Por Daura Campos.
Bo Burnham é um comediante, músico e multi-artista norte-americano que se tornou conhecido em 2006 com a viralização de seus vídeos no YouTube. Em sua prática artística, Bo converge apresentações presenciais e virtuais. Seu último especial, Inside, nos convida a refletir sobre como a forma que consumimos a mídia audiovisual nos últimos anos, especialmente durante a Pandemia, pode afetar nossa saúde mental.
De forma geral, produtos audiovisuais contam com diferentes formas de exibição: programas de televisão na TV, filmes no cinema e músicas em rádios. Contudo, o avanço tecnológico possibilitou que todos estes produtos fossem consumidos em nossos smartphones e notebooks. É sobre esse contexto que Bo Burnham pretende reflexionar.
É importante apontar desafio que foi colocado diante do artista, considerando as expressões artísticas através das quais desenvolve seu trabalho: a comédia de stand-up e a apresentação musical. Ambas tem em comum a presença do palco e da audiência, assim como as dinâmicas sociais deste meio, que determinam os papeis do performer e dos espectadores.
Inside foi produzido na casa do artista e seu nome é incansavelmente repetido na ficha técnica. O especial é um projeto DIY* de Bo, mas que conta com o orçamento médio de qualquer outra produção da Netflix.
O especial se inicia com a música Content, que fala sobre o decadente estado mental do artista em virtude do isolamento social e da falta de perspectiva em relação ao seu trabalho, o que é explicitado pelo verso I’m sitting down, writing jokes / Singing silly songs**. Já a necessidade de criar conteúdos para se manter relevante no ambiente acelerado da Internet, assinalado pela insaciedade do público diante da infinidade de conteúdos virtuais, é referenciado no verso But look, I made you some content / Daddy made you your favorite / Open wide***
Esses sentimentos são ecoados, também, nas performances de Don’t Wanna Know. Bo, em uma tentativa de criar vinculações, interpela o espectador, questionando-o sobre onde ele está assistindo ao especial, ou se as músicas estão tocando no plano de fundo de qualquer outra atividade que ele está realizando. Em Welcome to the Internet, por sua vez, o artista mais uma vez referencia seu próprio ofício, listando as diferentes formas de consumir os mais diversos conteúdos na Internet.
As redes sociais, hoje, atuam nos embates simbólicos em torno de produtos audiovisuais.

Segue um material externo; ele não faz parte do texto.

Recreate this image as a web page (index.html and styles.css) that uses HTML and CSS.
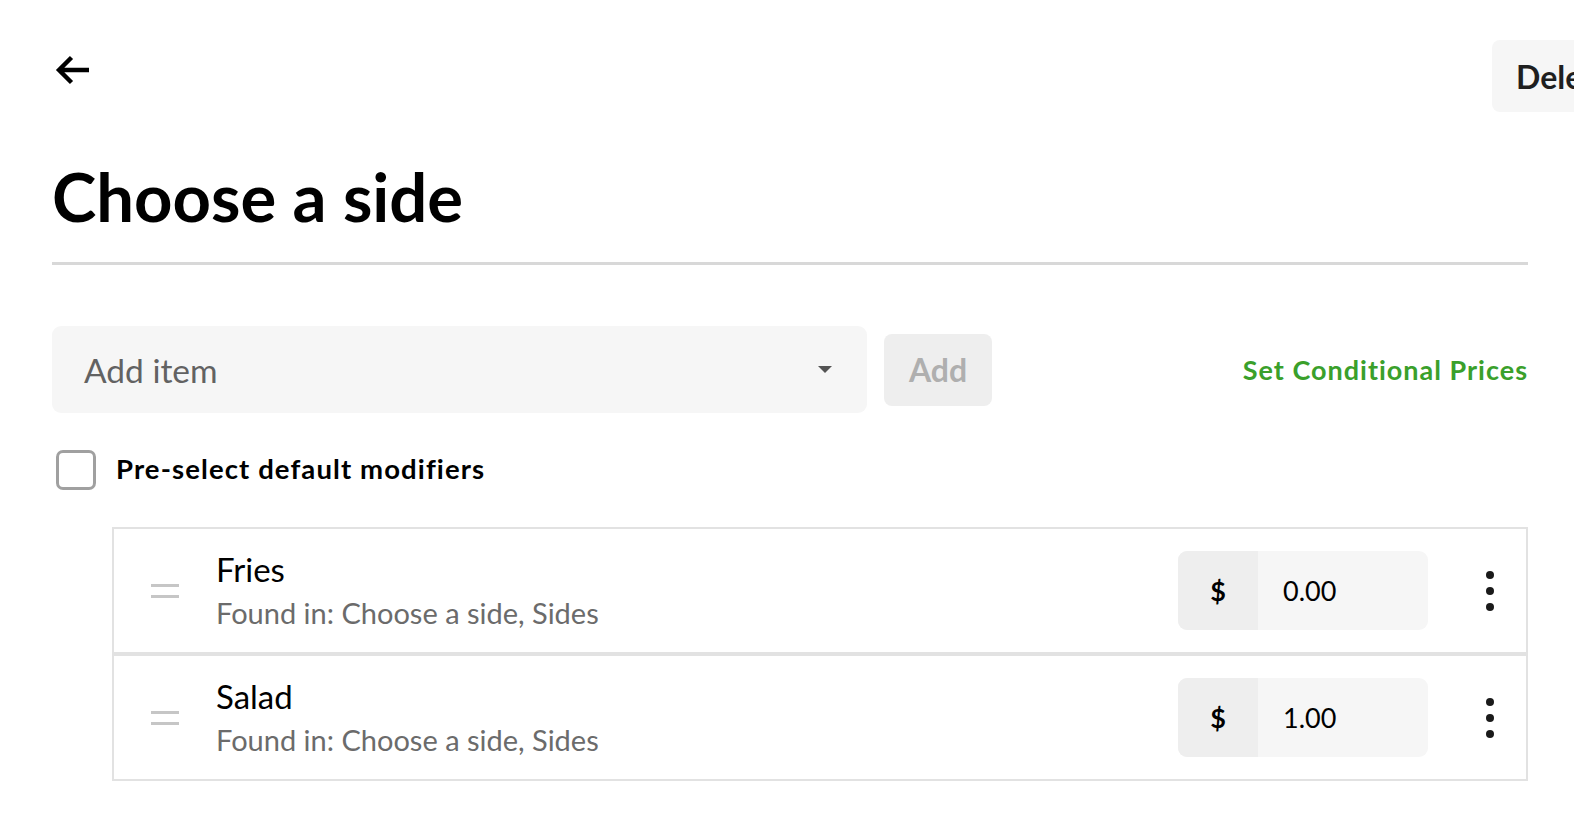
FILE: index.html
```html
<!DOCTYPE html>
<html lang="en">
<head>
<meta charset="utf-8">
<title>Choose a side</title>
<link rel="stylesheet" href="styles.css">
</head>
<body>
<div class="page">
  <header class="topbar">
    <button class="back" aria-label="Back">
      <svg width="34" height="30" viewBox="0 0 34 30"><path d="M34 15H4 M16.5 2.5L4 15l12.5 12.5" fill="none" stroke="#000" stroke-width="4.4"/></svg>
    </button>
    <div class="spacer"></div>
    <button class="delete">Delete</button>
  </header>

  <h1 class="title">Choose a side</h1>
  <div class="divider"></div>

  <div class="add-row">
    <div class="select">
      <span class="placeholder">Add item</span>
      <span class="caret"></span>
    </div>
    <button class="add-btn">Add</button>
    <div class="spacer"></div>
    <a class="cond">Set Conditional Prices</a>
  </div>

  <label class="check">
    <span class="box"></span>
    <span class="check-label">Pre-select default modifiers</span>
  </label>

  <ul class="items">
    <li class="item">
      <span class="handle"><i></i><i></i></span>
      <div class="info">
        <div class="name">Fries</div>
        <div class="found">Found in: Choose a side, Sides</div>
      </div>
      <div class="price">
        <span class="cur">$</span>
        <span class="amount">0.00</span>
      </div>
      <span class="kebab"><svg width="8" height="40" viewBox="0 0 8 40"><circle cx="4" cy="4" r="4"/><circle cx="4" cy="20" r="4"/><circle cx="4" cy="36" r="4"/></svg></span>
    </li>
    <li class="item">
      <span class="handle"><i></i><i></i></span>
      <div class="info">
        <div class="name">Salad</div>
        <div class="found">Found in: Choose a side, Sides</div>
      </div>
      <div class="price">
        <span class="cur">$</span>
        <span class="amount">1.00</span>
      </div>
      <span class="kebab"><svg width="8" height="40" viewBox="0 0 8 40"><circle cx="4" cy="4" r="4"/><circle cx="4" cy="20" r="4"/><circle cx="4" cy="36" r="4"/></svg></span>
    </li>
  </ul>
</div>
</body>
</html>
```

FILE: styles.css
```css
html, body {
  margin: 0;
  padding: 0;
  background: #fff;
  overflow: hidden;
}
body {
  font-family: "Lato", "Liberation Sans", sans-serif;
  color: #000;
}
button {
  font-family: inherit;
  border: 0;
  padding: 0;
  background: none;
  cursor: pointer;
}
.page {
  padding: 40px 46px 0 52px;
}
.spacer {
  flex: 1;
}

/* top bar */
.topbar {
  display: flex;
  align-items: flex-start;
  height: 72px;
}
.back {
  margin: 15px 0 0 3px;
  width: 34px;
  height: 30px;
  display: block;
}
.back svg {
  display: block;
}
.delete {
  flex-shrink: 0;
  width: 160px;
  height: 72px;
  margin-right: -124px;
  background: #f6f6f6;
  border-radius: 8px;
  text-align: left;
  padding-left: 24px;
  font-size: 32px;
  font-weight: 700;
  color: #1f1f1f;
}

/* title */
.title {
  margin: 44px 0 0;
  font-size: 67px;
  line-height: 80px;
  font-weight: 700;
}
.divider {
  margin-top: 26px;
  height: 3px;
  background: #d8d8d8;
}

/* add row */
.add-row {
  display: flex;
  align-items: center;
  margin-top: 61px;
}
.select {
  width: 815px;
  height: 87px;
  background: #f6f6f6;
  border-radius: 9px;
  display: flex;
  align-items: center;
  padding: 0 35px 0 32px;
  box-sizing: border-box;
}
.placeholder {
  flex: 1;
  font-size: 33.5px;
  color: #626262;
}
.caret {
  width: 0;
  height: 0;
  border-left: 7.5px solid transparent;
  border-right: 7.5px solid transparent;
  border-top: 7px solid #545454;
}
.add-btn {
  margin-left: 17px;
  width: 108px;
  height: 72px;
  background: #eeeeee;
  border-radius: 8px;
  font-size: 32px;
  font-weight: 700;
  color: #afafaf;
}
.cond {
  font-size: 27px;
  font-weight: 700;
  letter-spacing: 1px;
  color: #3aa02b;
}

/* checkbox */
.check {
  display: flex;
  align-items: center;
  margin-top: 37px;
  margin-left: 4px;
}
.box {
  width: 40px;
  height: 40px;
  box-sizing: border-box;
  border: 3px solid #a0a0a0;
  border-radius: 7px;
}
.check-label {
  margin-left: 20px;
  margin-bottom: 4px;
  font-size: 27.5px;
  font-weight: 700;
  letter-spacing: 1.1px;
  color: #000;
}

/* list */
.items {
  list-style: none;
  margin: 37px 0 0 60px;
  padding: 0;
}
.item {
  height: 127px;
  box-sizing: border-box;
  border: 2px solid #e2e2e2;
  display: flex;
  align-items: center;
}
.handle {
  margin-left: 37px;
  width: 28px;
  display: flex;
  flex-direction: column;
  gap: 8px;
}
.handle i {
  display: block;
  height: 3px;
  background: #c6c6c6;
}
.info {
  flex: 1;
  margin-left: 37px;
  font-size: 29px;
  line-height: 44px;
}
.name {
  color: #000;
  font-size: 33px;
}
.found {
  color: #6b6b6b;
}
.price {
  display: flex;
  width: 250px;
  height: 79px;
  border-radius: 9px;
  overflow: hidden;
  background: #f6f6f6;
  font-size: 27px;
}
.cur {
  width: 80px;
  background: #eeeeee;
  display: flex;
  align-items: center;
  justify-content: center;
  font-weight: 700;
}
.amount {
  display: flex;
  align-items: center;
  padding-left: 25px;
  color: #000;
}
.kebab {
  width: 48px;
  margin-left: 38px;
  margin-right: 12px;
  display: flex;
  justify-content: center;
  fill: #1a1a1a;
}
.kebab svg {
  display: block;
}
```
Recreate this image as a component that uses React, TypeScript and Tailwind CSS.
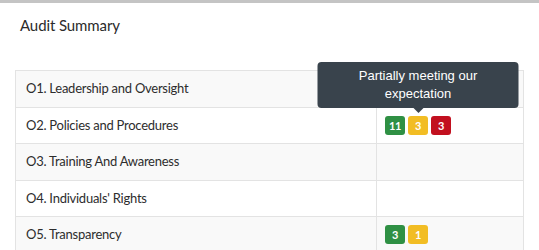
import React from 'react';

type Tone = 'green' | 'yellow' | 'red';

interface Row {
  label: string;
  badges: { tone: Tone; count: number; tip?: string }[];
}

const rows: Row[] = [
  { label: 'O1. Leadership and Oversight', badges: [] },
  {
    label: 'O2. Policies and Procedures',
    badges: [
      { tone: 'green', count: 11 },
      { tone: 'yellow', count: 3, tip: 'Partially meeting our expectation' },
      { tone: 'red', count: 3 },
    ],
  },
  { label: 'O3. Training And Awareness', badges: [] },
  { label: "O4. Individuals' Rights", badges: [] },
  {
    label: 'O5. Transparency',
    badges: [
      { tone: 'green', count: 3 },
      { tone: 'yellow', count: 1 },
    ],
  },
];

const toneClass: Record<Tone, string> = {
  green: 'bg-[#2f9044]',
  yellow: 'bg-[#f2bd24]',
  red: 'bg-[#c2101f]',
};

const Badge: React.FC<{ tone: Tone; count: number; tip?: string }> = ({ tone, count, tip }) => (
  <span
    className={`relative flex h-[19px] w-[20px] items-center justify-center rounded-[3px] text-[11px] font-bold leading-none tracking-[-0.3px] text-white ${toneClass[tone]}`}
  >
    {count}
    {tip && (
      // open tooltip sitting above the badge
      <span className="absolute bottom-full left-1/2 mb-[8px] w-[201px] -translate-x-1/2 rounded-[4px] bg-[#39434c] px-3 py-[5px] text-center font-['Liberation_Sans',Arial,sans-serif] text-[13px] font-normal leading-[18px] tracking-normal text-white">
        {tip}
        <span className="absolute left-1/2 top-full -translate-x-1/2 border-x-[5px] border-t-[5px] border-x-transparent border-t-[#39434c]" />
      </span>
    )}
  </span>
);

export default function App() {
  return (
    <div className="h-[250px] w-[539px] overflow-hidden bg-white font-['Lato','Noto_Sans',sans-serif] text-[#333]">
      <div className="h-[3px] bg-[#c4c4c4]" />
      <h2 className="px-[20px] pt-[12px] text-[15px] leading-[20px] tracking-[-0.1px] text-[#2b2b2b]">Audit Summary</h2>

      <div className="mx-[15px] mt-[35px] border-x border-[#e3e3e3]">
        {rows.map((row, i) => (
          <div
            key={row.label}
            className={`grid h-[36.5px] grid-cols-[361px_1fr] border-t border-[#e3e3e3] ${i % 2 === 0 ? 'bg-[#f9f9f9]' : 'bg-white'}`}
          >
            <div className="flex items-center border-r border-[#e3e3e3] px-[10px] text-[13px] tracking-[-0.25px] text-[#2d2d2d]">
              {row.label}
            </div>
            <div className="flex items-center gap-[3px] px-[8px]">
              {row.badges.map((b, j) => (
                <Badge key={j} {...b} />
              ))}
            </div>
          </div>
        ))}
      </div>
    </div>
  );
}
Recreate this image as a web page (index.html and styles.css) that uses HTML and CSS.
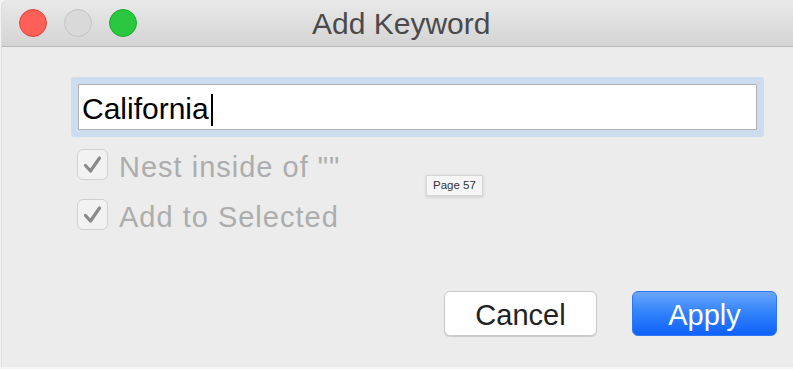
FILE: index.html
```html
<!DOCTYPE html>
<html>
<head>
<meta charset="utf-8">
<link rel="stylesheet" href="styles.css">
</head>
<body>
<div class="window">
  <div class="titlebar">
    <div class="lights">
      <span class="light red"></span>
      <span class="light gray"></span>
      <span class="light green"></span>
    </div>
    <div class="title">Add Keyword</div>
  </div>
  <div class="content">
    <div class="field"><span class="value">California</span><span class="caret"></span></div>
    <div class="checks">
      <label class="check">
        <span class="box"><svg viewBox="0 0 31 31" width="31" height="31"><path d="M8.5 16.5 L13.5 22 L22.5 9" fill="none" stroke="#8a8a8a" stroke-width="3.2" stroke-linecap="round" stroke-linejoin="round"/></svg></span>
        <span class="label">Nest inside of ""</span>
      </label>
      <label class="check">
        <span class="box"><svg viewBox="0 0 31 31" width="31" height="31"><path d="M8.5 16.5 L13.5 22 L22.5 9" fill="none" stroke="#8a8a8a" stroke-width="3.2" stroke-linecap="round" stroke-linejoin="round"/></svg></span>
        <span class="label">Add to Selected</span>
      </label>
    </div>
    <div class="buttons">
      <button class="btn cancel">Cancel</button>
      <button class="btn apply">Apply</button>
    </div>
    <div class="tooltip">Page 57</div>
  </div>
</div>
</body>
</html>
```
FILE: styles.css
```css
html, body {
  margin: 0;
  padding: 0;
}
body {
  width: 793px;
  height: 369px;
  overflow: hidden;
  background: #f4f4f4;
  font-family: "Liberation Sans", Arial, sans-serif;
}
.window {
  position: relative;
  width: 791px;
  height: 367px;
  margin-left: 2px;
  background: #ececec;
  border-top-left-radius: 6px;
  display: flex;
  flex-direction: column;
  box-shadow: -1px 0 0 #dcdcdc;
}
.titlebar {
  height: 46px;
  border-bottom: 1px solid #b9b9b9;
  background: linear-gradient(#e9e9e9, #d4d4d4);
  border-top-left-radius: 6px;
  display: flex;
  align-items: center;
  padding-left: 17px;
}
.lights {
  display: flex;
  gap: 17px;
}
.light {
  width: 28px;
  height: 28px;
  border-radius: 50%;
  box-sizing: border-box;
}
.red {
  background: #fe5f57;
  border: 1px solid #e2463f;
}
.gray {
  background: #d9d9d9;
  border: 1px solid #c4c4c4;
}
.green {
  background: #29c840;
  border: 1px solid #1aac2c;
}
.title {
  margin-left: 175px;
  font-size: 30px;
  color: #4a4a4a;
  line-height: 46px;
  padding-top: 1px;
}
.content {
  position: relative;
  flex: 1;
  display: flex;
  flex-direction: column;
  padding: 37px 0 0 76px;
}
.field {
  width: 679px;
  height: 46px;
  box-sizing: border-box;
  background: #fff;
  border: 1px solid #b3b3b3;
  box-shadow: 0 0 0 7px #cedcef;
  border-radius: 1px;
  display: flex;
  align-items: center;
  padding-left: 3px;
  padding-top: 4px;
  font-size: 30px;
  color: #000;
}
.caret {
  width: 2px;
  height: 32px;
  background: #000;
  margin-left: 2px;
  margin-top: 1px;
}
.checks {
  display: flex;
  flex-direction: column;
  gap: 19px;
  margin-top: 19px;
  margin-left: -1px;
}
.check {
  display: flex;
  align-items: center;
  height: 31px;
}
.box {
  width: 31px;
  height: 31px;
  box-sizing: border-box;
  border: 1px solid #d0d0d0;
  border-radius: 6px;
  background: #f2f2f2;
  display: flex;
  align-items: center;
  justify-content: center;
}
.box svg {
  display: block;
  flex: none;
}
.label {
  margin-left: 11px;
  font-size: 29px;
  letter-spacing: 1px;
  color: #adadad;
  line-height: 31px;
  padding-top: 5px;
}
.buttons {
  display: flex;
  gap: 35px;
  margin-top: 61px;
  margin-left: 366px;
}
.btn {
  height: 45px;
  box-sizing: border-box;
  font-family: "Liberation Sans", Arial, sans-serif;
  font-size: 29px;
  border-radius: 6px;
  padding: 0;
  padding-top: 4px;
}
.cancel {
  width: 153px;
  background: #fff;
  border: 1px solid #c9c9c9;
  box-shadow: 0 1px 1px rgba(0,0,0,0.15);
  color: #222;
}
.apply {
  width: 145px;
  border: 1px solid #2a78f3;
  background: linear-gradient(#6aa6fb, #3484fb 45%, #0f62fb);
  color: #fff;
}
.tooltip {
  position: absolute;
  left: 424px;
  top: 128px;
  height: 21px;
  padding: 0 6px;
  box-sizing: border-box;
  background: #f6f6f6;
  border: 1px solid #d6d6d6;
  box-shadow: 0 1px 3px rgba(0,0,0,0.15);
  font-size: 11.5px;
  line-height: 19px;
  color: #333;
}
```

Elas podem amplificar seus sentidos, ou, ainda, torná-los insignificantes. O feedback de uma audiência ativa nas redes se tornou inescapável e, consequentemente, fundamental para o avanço ou extinção de carreiras no mundo do streaming. É sobre isso que trata o segmento após a performance de Unpaid Intern, que apresenta clipes em loop de Bo analisando sua performance anterior e, em seguida, loops do artista analisando sua própria ánalise, em um eco cansativo e interminável de análises, discursos e opiniões.
Finalmente, em Look Who’s Inside Again o performer discute sua carreira. Pondera sobre possíveis contradições, como, por exemplo, sobre o fato de ter começado sua jornada em seu quarto durante a sua adolescência e agora, mesmo sendo um comediante estabelecido, continua criando sua arte na reclusão desse recinto. Concluímos que este fenômeno não é apenas uma consequência da pandemia, que confinou a todos, mas o resultado da constante mudança das dinâmicas mercadológicas entre audiência e performers, que se tornaram, respectivamente, consumidores e produtos.
*Do It Yourself: Faça você mesmo
**Estou me assentando, escrevendo piadas / Cantando canções bobas
***Mas veja, eu fiz conteúdo para vocês / O papai fez o seu favorito / Abra bem
Bo Burnham: Inside (Estados Unidos, 2021). Nettflix.